Di tanah inilah Kyai Syuhud membangun infrastruktur dasar yang
diperlukan. Yang pertama adalah rumah untuk pengasuh, musholla untuk
putra dan asrama santri putra.
Kondisi sosial dan spiritual masyarakat Karangsuko pada 1963 boleh
dikata cukup memprihatinkan. Walaupun dalam KTP mereka beragama Islam
namun dalam praktiknya masih sangat jauh dari spirit syariah Islam.
Molimo (5M) masih marak di sana kala itu. Molimo atau 5M adalah
singkatan dari minum, madon, madat, main, maling sebuah istilah yang
umum dipakai untuk memberi label pada suatu kondisi seseorang atau
masyarakat Islam yang jauh dari tuntunan agama.
Jadi, Kyai Syuhud memikul tiga tugas berat sekaligus yaitu membangun
infrastruktur pesantren, mendidik santri, dan membina masyarakat
Karangsuko terutama yang ada di sekitar pesantren.

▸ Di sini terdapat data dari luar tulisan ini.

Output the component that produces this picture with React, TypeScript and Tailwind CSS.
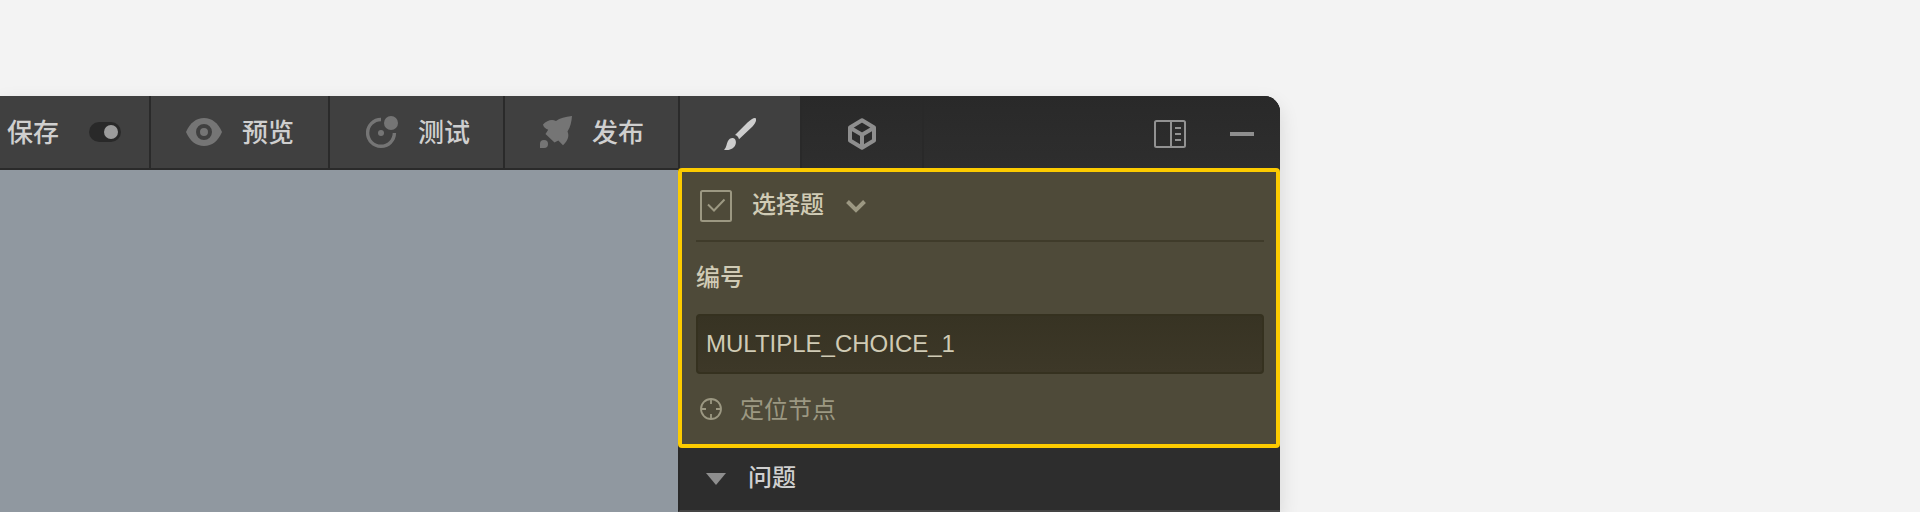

PENDIRIAN PESANTREN AL-KHOIROT
Setelah disepakati oleh kedua pihak yakni Hj. Ruqoyah dan Kyai
Syuhud, akhirnya pada bulan Ramadhan tahun 1963, Kyai Syuhud resmi
pindah dari Jalan Murcoyo Gondangelgi ke desa Karangsuko dan mendirikan
Pondok Pesantren Al-Khoirot untuk putra. Saat ini, tidak ada niat Kyai
Syuhud atau Ny. Hj. Masluhah Muzakki untuk mendirikan pesantren putri.
Kepindahan dari Gondanglegi ke Karangsuko pada tahun 1963 ini bersamaan
dengan lahirnya putri Kyai Syuhud yang keempat dengan nama Luthfiyah.
Tanah yang dihibahkan oleh Ny. Hj. Ruqoyah Bulupitu sekitar 1
hektar. Untuk pendirikan sebuah pesantren dengan visi ke depan yang
dapat menampung banyak santri dan institusi sekolah, maka tanah ini
boleh dikakatan tidak begitu luas. Namun itu sudah cukup. Setidaknya
untuk sementara waktu. Karena, saat ini belum banyak santri yang datang
untuk mondok dan menuntut ilmu di PPA. Sehingga tanah yang sebenarnya
tidak begitu luas itu selain dipakai untuk membuat beberapa kamar asrama
putra, madrasah diniyah dan infrastruktur lainnya, masih juga dipakai
untuk sebagiannya untuk menanam padi atau jagung.